◆ Exercise instructions
Determine which lines of the records include the word "component", and copy them.

◆ Given records
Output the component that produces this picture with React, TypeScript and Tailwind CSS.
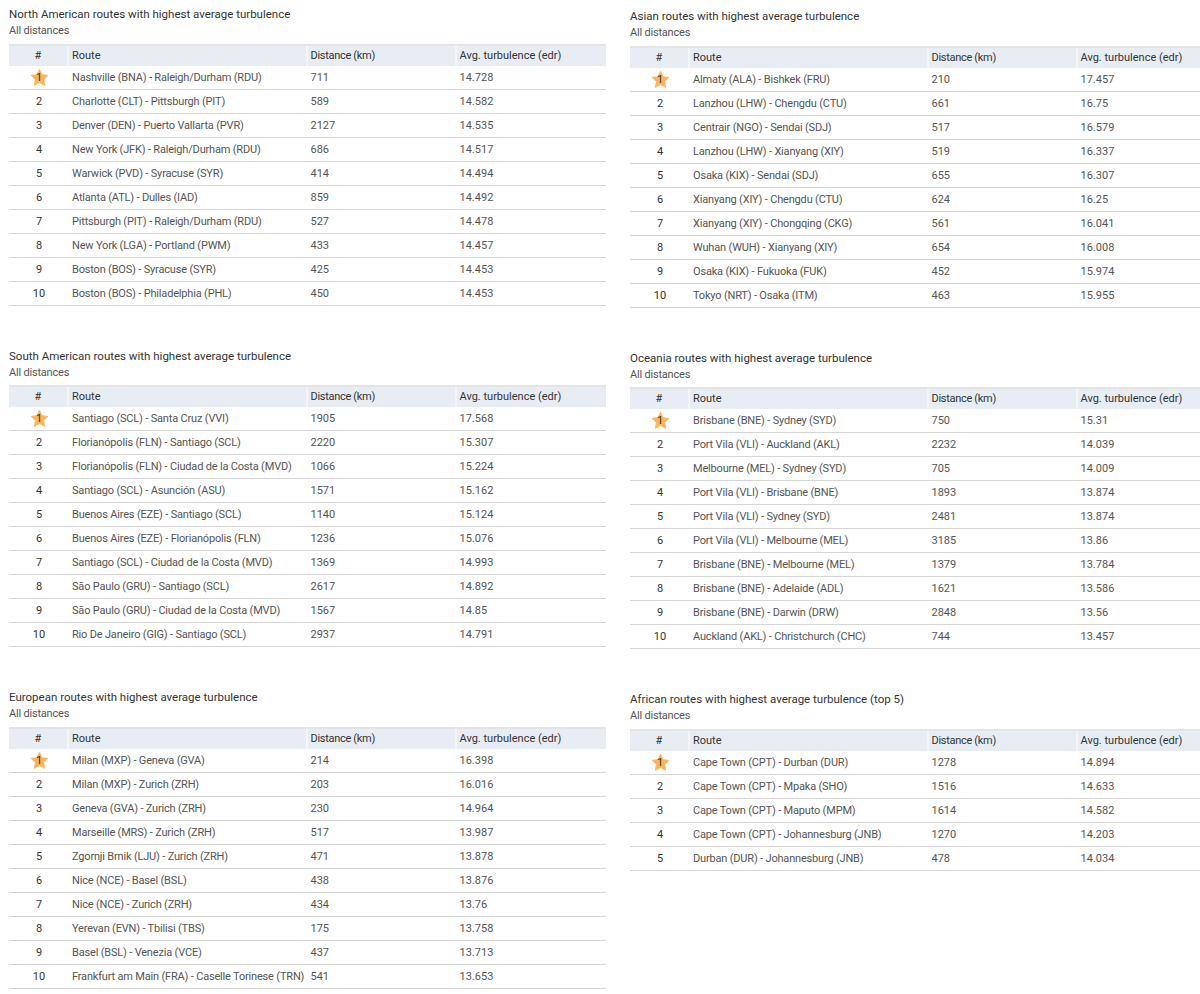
type Row = [string, string, string];

const northAmerica: Row[] = [
  ["Nashville (BNA) - Raleigh/Durham (RDU)", "711", "14.728"],
  ["Charlotte (CLT) - Pittsburgh (PIT)", "589", "14.582"],
  ["Denver (DEN) - Puerto Vallarta (PVR)", "2127", "14.535"],
  ["New York (JFK) - Raleigh/Durham (RDU)", "686", "14.517"],
  ["Warwick (PVD) - Syracuse (SYR)", "414", "14.494"],
  ["Atlanta (ATL) - Dulles (IAD)", "859", "14.492"],
  ["Pittsburgh (PIT) - Raleigh/Durham (RDU)", "527", "14.478"],
  ["New York (LGA) - Portland (PWM)", "433", "14.457"],
  ["Boston (BOS) - Syracuse (SYR)", "425", "14.453"],
  ["Boston (BOS) - Philadelphia (PHL)", "450", "14.453"],
];

const southAmerica: Row[] = [
  ["Santiago (SCL) - Santa Cruz (VVI)", "1905", "17.568"],
  ["Florianópolis (FLN) - Santiago (SCL)", "2220", "15.307"],
  ["Florianópolis (FLN) - Ciudad de la Costa (MVD)", "1066", "15.224"],
  ["Santiago (SCL) - Asunción (ASU)", "1571", "15.162"],
  ["Buenos Aires (EZE) - Santiago (SCL)", "1140", "15.124"],
  ["Buenos Aires (EZE) - Florianópolis (FLN)", "1236", "15.076"],
  ["Santiago (SCL) - Ciudad de la Costa (MVD)", "1369", "14.993"],
  ["São Paulo (GRU) - Santiago (SCL)", "2617", "14.892"],
  ["São Paulo (GRU) - Ciudad de la Costa (MVD)", "1567", "14.85"],
  ["Rio De Janeiro (GIG) - Santiago (SCL)", "2937", "14.791"],
];

const europe: Row[] = [
  ["Milan (MXP) - Geneva (GVA)", "214", "16.398"],
  ["Milan (MXP) - Zurich (ZRH)", "203", "16.016"],
  ["Geneva (GVA) - Zurich (ZRH)", "230", "14.964"],
  ["Marseille (MRS) - Zurich (ZRH)", "517", "13.987"],
  ["Zgornji Brnik (LJU) - Zurich (ZRH)", "471", "13.878"],
  ["Nice (NCE) - Basel (BSL)", "438", "13.876"],
  ["Nice (NCE) - Zurich (ZRH)", "434", "13.76"],
  ["Yerevan (EVN) - Tbilisi (TBS)", "175", "13.758"],
  ["Basel (BSL) - Venezia (VCE)", "437", "13.713"],
  ["Frankfurt am Main (FRA) - Caselle Torinese (TRN)", "541", "13.653"],
];

const asia: Row[] = [
  ["Almaty (ALA) - Bishkek (FRU)", "210", "17.457"],
  ["Lanzhou (LHW) - Chengdu (CTU)", "661", "16.75"],
  ["Centrair (NGO) - Sendai (SDJ)", "517", "16.579"],
  ["Lanzhou (LHW) - Xianyang (XIY)", "519", "16.337"],
  ["Osaka (KIX) - Sendai (SDJ)", "655", "16.307"],
  ["Xianyang (XIY) - Chengdu (CTU)", "624", "16.25"],
  ["Xianyang (XIY) - Chongqing (CKG)", "561", "16.041"],
  ["Wuhan (WUH) - Xianyang (XIY)", "654", "16.008"],
  ["Osaka (KIX) - Fukuoka (FUK)", "452", "15.974"],
  ["Tokyo (NRT) - Osaka (ITM)", "463", "15.955"],
];

const oceania: Row[] = [
  ["Brisbane (BNE) - Sydney (SYD)", "750", "15.31"],
  ["Port Vila (VLI) - Auckland (AKL)", "2232", "14.039"],
  ["Melbourne (MEL) - Sydney (SYD)", "705", "14.009"],
  ["Port Vila (VLI) - Brisbane (BNE)", "1893", "13.874"],
  ["Port Vila (VLI) - Sydney (SYD)", "2481", "13.874"],
  ["Port Vila (VLI) - Melbourne (MEL)", "3185", "13.86"],
  ["Brisbane (BNE) - Melbourne (MEL)", "1379", "13.784"],
  ["Brisbane (BNE) - Adelaide (ADL)", "1621", "13.586"],
  ["Brisbane (BNE) - Darwin (DRW)", "2848", "13.56"],
  ["Auckland (AKL) - Christchurch (CHC)", "744", "13.457"],
];

const africa: Row[] = [
  ["Cape Town (CPT) - Durban (DUR)", "1278", "14.894"],
  ["Cape Town (CPT) - Mpaka (SHO)", "1516", "14.633"],
  ["Cape Town (CPT) - Maputo (MPM)", "1614", "14.582"],
  ["Cape Town (CPT) - Johannesburg (JNB)", "1270", "14.203"],
  ["Durban (DUR) - Johannesburg (JNB)", "478", "14.034"],
];

function RouteTable({ title, rows }: { title: string; rows: Row[] }) {
  return (
    <div className="w-[597px] shrink-0">
      <div className="text-[11.5px] leading-[16px] text-[#333]">{title}</div>
      <div className="mt-[1px] text-[11px] leading-[15px] tracking-[-0.2px] text-[#555]">All distances</div>
      {/* header */}
      <div className="mt-[5.5px] grid grid-cols-[60px_238.5px_149px_149.5px] h-[22px] bg-[#e8edf4] border-t-2 border-[#e4e4e4] text-[11px] leading-[19px] text-[#333]">
        <div className="text-center border-r-2 border-[#f4f5f7]">#</div>
        <div className="pl-[3px] border-r-2 border-[#f4f5f7]">Route</div>
        <div className="pl-[3px] tracking-[-0.3px] border-r-2 border-[#f4f5f7]">Distance (km)</div>
        <div className="pl-[3px]">Avg. turbulence (edr)</div>
      </div>
      {rows.map((row, i) => (
        <div key={row[0]} className="grid grid-cols-[60px_238.5px_149px_149.5px] h-[24px] border-b border-[#d4d4d4] text-[11px] leading-[24px] text-[#555]">
          <div className="relative text-center text-[#333]">
            {i === 0 && (
              <svg viewBox="0 0 24 24" className="absolute left-[21px] top-[2px] w-[19px] h-[19px]">
                <path d="M12 1.5l3.2 6.9 7.5.9-5.5 5.2 1.4 7.5-6.6-3.7-6.6 3.7 1.4-7.5L1.3 9.3l7.5-.9z" fill="#fbb45c" stroke="#fbb45c" strokeWidth="1" strokeLinejoin="round" />
              </svg>
            )}
            <span className="relative">{i + 1}</span>
          </div>
          <div className="pl-[3px] whitespace-nowrap tracking-[-0.18px]">{row[0]}</div>
          <div className="pl-[3px]">{row[1]}</div>
          <div className="pl-[3px]">{row[2]}</div>
        </div>
      ))}
    </div>
  );
}

export default function App() {
  return (
    <div className="h-[994px] w-[1200px] overflow-hidden bg-white font-['Roboto','Open_Sans',sans-serif]">
      <div className="flex gap-[24px] pl-[9px]">
        <div className="flex flex-col gap-[42px] pt-[6px]">
          <RouteTable title="North American routes with highest average turbulence" rows={northAmerica} />
          <RouteTable title="South American routes with highest average turbulence" rows={southAmerica} />
          <RouteTable title="European routes with highest average turbulence" rows={europe} />
        </div>
        <div className="flex flex-col gap-[42px] pt-[8px]">
          <RouteTable title="Asian routes with highest average turbulence" rows={asia} />
          <RouteTable title="Oceania routes with highest average turbulence" rows={oceania} />
          <RouteTable title="African routes with highest average turbulence (top 5)" rows={africa} />
        </div>
      </div>
    </div>
  );
}
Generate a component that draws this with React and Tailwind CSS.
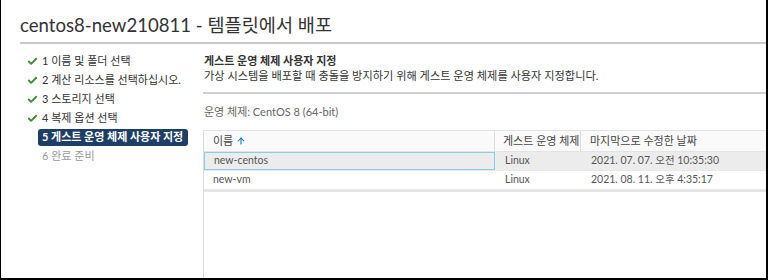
import { Check, ArrowUp } from 'lucide-react';

const STEPS = [
  { n: 1, label: '이름 및 폴더 선택', done: true },
  { n: 2, label: '계산 리소스를 선택하십시오.', done: true },
  { n: 3, label: '스토리지 선택', done: true },
  { n: 4, label: '복제 옵션 선택', done: true },
  { n: 5, label: '게스트 운영 체제 사용자 지정', active: true },
  { n: 6, label: '완료 준비' },
];

const ROWS = [
  { name: 'new-centos', os: 'Linux', date: '2021. 07. 07. 오전 10:35:30', selected: true },
  { name: 'new-vm', os: 'Linux', date: '2021. 08. 11. 오후 4:35:17' },
];

const FONT = { fontFamily: "Lato, 'Noto Sans CJK KR', sans-serif" };

export default function App() {
  return (
    <div
      className="w-[768px] h-[280px] bg-white border-l border-r-2 border-b-2 border-black overflow-hidden flex flex-col text-[#333]"
      style={FONT}
    >
      <div className="ml-[19px] h-[44px] border-b-2 border-[#c9c9c9] pt-[13px] text-[18.6px] leading-[24px] text-[#333] whitespace-nowrap">
        centos8-new210811 - 템플릿에서 배포
      </div>

      <div className="flex flex-1 min-h-0">
        <ul className="w-[202px] shrink-0 pt-[8px] pl-[26px] text-[11px]">
          {STEPS.map((s) => (
            <li key={s.n} className="h-[19px] flex items-center">
              <span className="w-[11px] mr-[4px] flex items-center">
                {s.done && <Check className="w-[11px] h-[11px] text-[#3c8d2f]" strokeWidth={4} />}
              </span>
              {s.active ? (
                <span className="-ml-[4px] w-[150px] h-[17px] px-[4px] rounded-[3px] bg-[#1d3e66] text-white font-bold flex items-center whitespace-nowrap">
                  {s.n} {s.label}
                </span>
              ) : (
                <span className={`whitespace-nowrap ${s.done ? 'text-[#333]' : 'text-[#9a9a9a]'}`}>
                  {s.n} {s.label}
                </span>
              )}
            </li>
          ))}
        </ul>

        <div className="flex-1 min-w-0 flex flex-col">
          <div className="pl-[1px] pt-[9px] pb-[9px] border-b-2 border-[#d0d0d0] text-[11px] leading-[15px]">
            <div className="font-semibold text-[#333]">게스트 운영 체제 사용자 지정</div>
            <div className="text-[#333] text-[11.2px]">가상 시스템을 배포할 때 충돌을 방지하기 위해 게스트 운영 체제를 사용자 지정합니다.</div>
          </div>
          <div className="pl-[1px] pt-[10px] h-[36px] text-[11px] text-[#666]">운영 체제: CentOS 8 (64-bit)</div>

          <div className="flex-1 border-l border-[#dcdcdc] border-t border-t-[#e4e4e4] text-[10.5px] text-[#565656]">
            <div className="flex h-[21px] items-center bg-[#fafafa] border-b border-[#e4e4e4] text-[11px] text-[#444]">
              <div className="w-[291px] pl-[9px] flex items-center gap-[3px] border-r border-[#dcdcdc] h-full">
                이름 <ArrowUp className="w-[10px] h-[10px] text-[#0079b8]" strokeWidth={2.5} />
              </div>
              <div className="w-[86px] pl-[8px] border-r border-[#dcdcdc] h-full flex items-center whitespace-nowrap">게스트 운영 체제</div>
              <div className="flex-1 pl-[9px] whitespace-nowrap">마지막으로 수정한 날짜</div>
            </div>
            {ROWS.map((r) => (
              <div
                key={r.name}
                className={`flex h-[19px] items-center border-b border-[#e8e8e8] ${r.selected ? 'bg-[#ececec]' : ''}`}
              >
                <div className={`w-[291px] pl-[9px] h-full flex items-center ${r.selected ? 'border border-[#8ccbea]' : ''}`}>{r.name}</div>
                <div className="w-[86px] pl-[10px]">{r.os}</div>
                <div className="flex-1 pl-[10px] whitespace-nowrap">{r.date}</div>
              </div>
            ))}
            <div className="h-[2px] bg-[#e4e4e4]"></div>
          </div>
        </div>
      </div>
    </div>
  );
}
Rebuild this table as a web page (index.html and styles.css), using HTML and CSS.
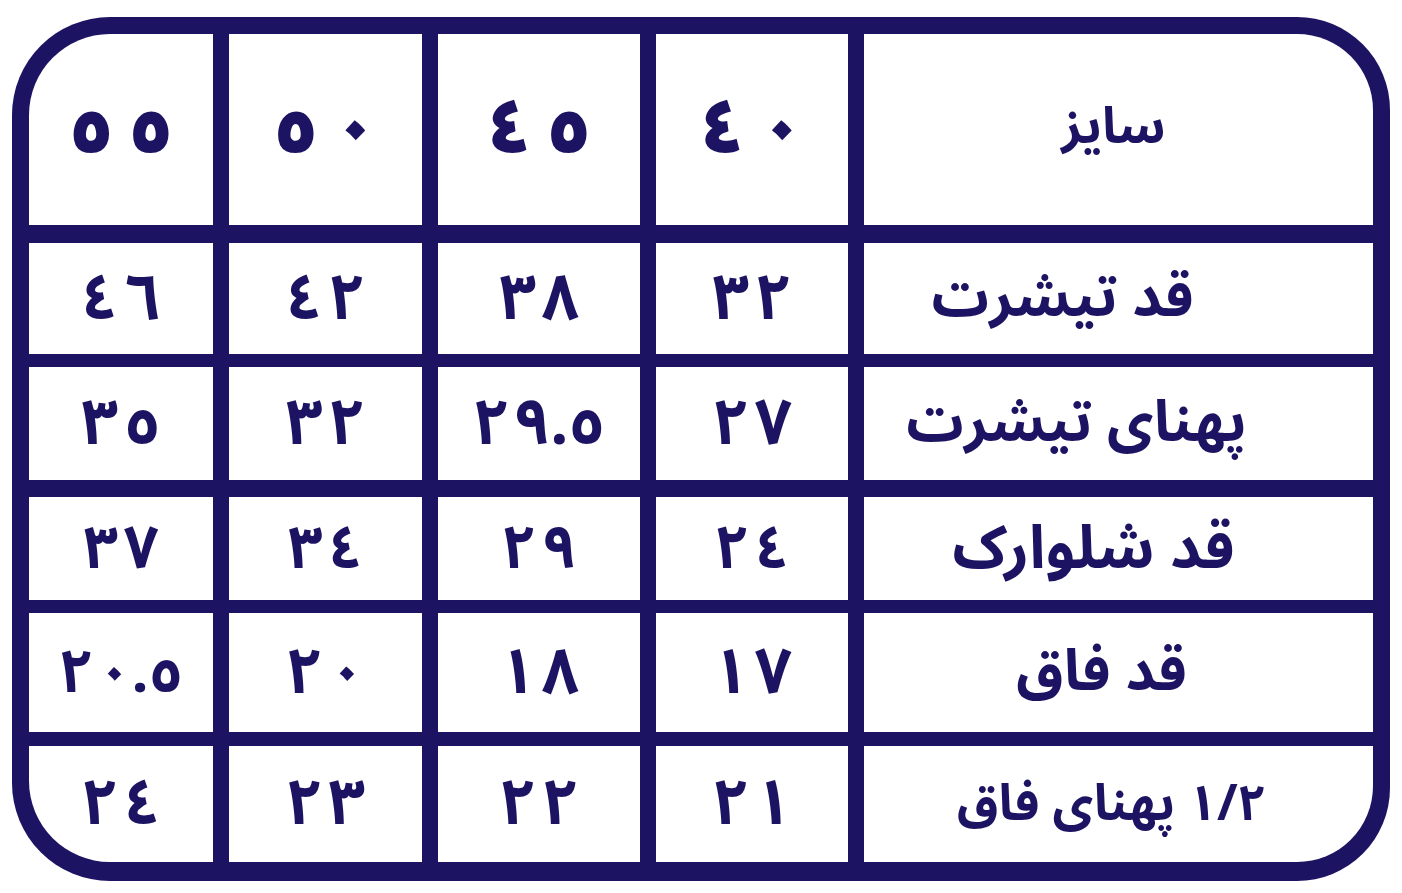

◆ Reply to the exercise
Output the component that produces this picture with React, TypeScript and Tailwind CSS.
Generate a component that draws this with React and Tailwind CSS.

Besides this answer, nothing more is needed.